If China’s reforms deliver, we can expect to see investors taking another look at SOEs. Most would be happy to pay premiums for companies with consistently high returns-on-equity. Kweichow Moutai Co., a maker of the fiery liquor baijiu, has delivered ROEs above 20 per cent for nearly two decades. In our view, partly as a result, the company traded at almost 10 times its book value.

Although SOEs in certain sectors such as property, with government support and access to funding, have outperformed their POE peers in the capital market, most state firms still look less attractive to investors. As of May 9th, SOEs traded at 1.2 times book value, while POEs traded at 2.9 times on Shanghai and Shenzhen exchanges.2 China’s securities regulator has recently expressed concerns about the low valuations and vowed to build a “valuation system with Chinese characteristics.”

In addition to increasing attention to shareholder returns, SOEs may enhance engagement with investors and improve transparency, which is important in boosting their relative attractiveness to global investors. 

Despite the recent market rally, investors still seem sceptical about how the reform will play out over the long term.
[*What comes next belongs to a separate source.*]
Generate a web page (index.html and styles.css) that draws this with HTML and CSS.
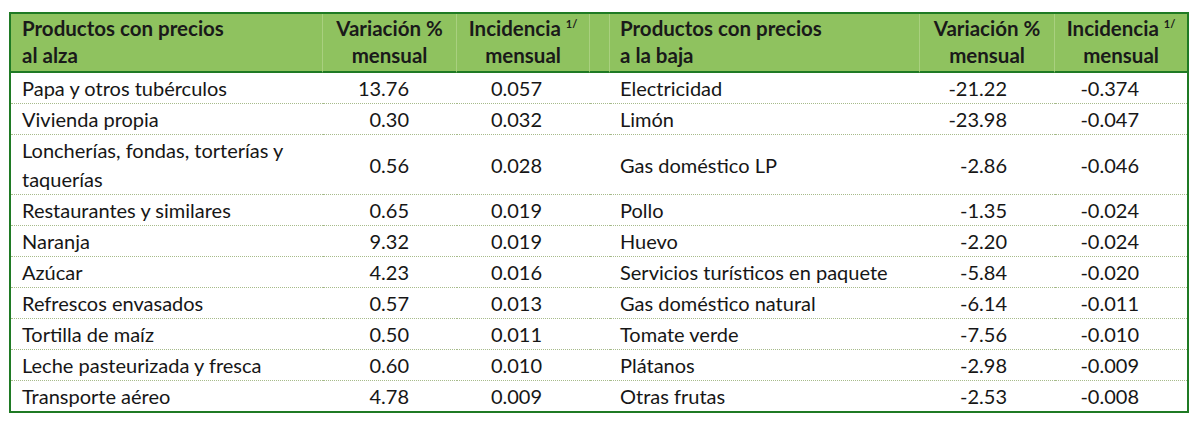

One of the key challenges for SOEs is to balance national service with business priorities. Even so, we believe the SOEs in less strategically important and fully competitive industries should be required to produce a minimum industry average return on assets. 

Furthermore, more progress needs to be seen in building an effective incentive compensation scheme, one that aligns senior executives’ priorities more closely with returns for shareholders.

It is a long journey for China’s state sector to become more market oriented and shareholder friendly. But we think the new focus on return-on-equity is a step in the right direction.

1. According to data from Wind Information Co.
2. According to the local indices compiled by China Securities Index Co.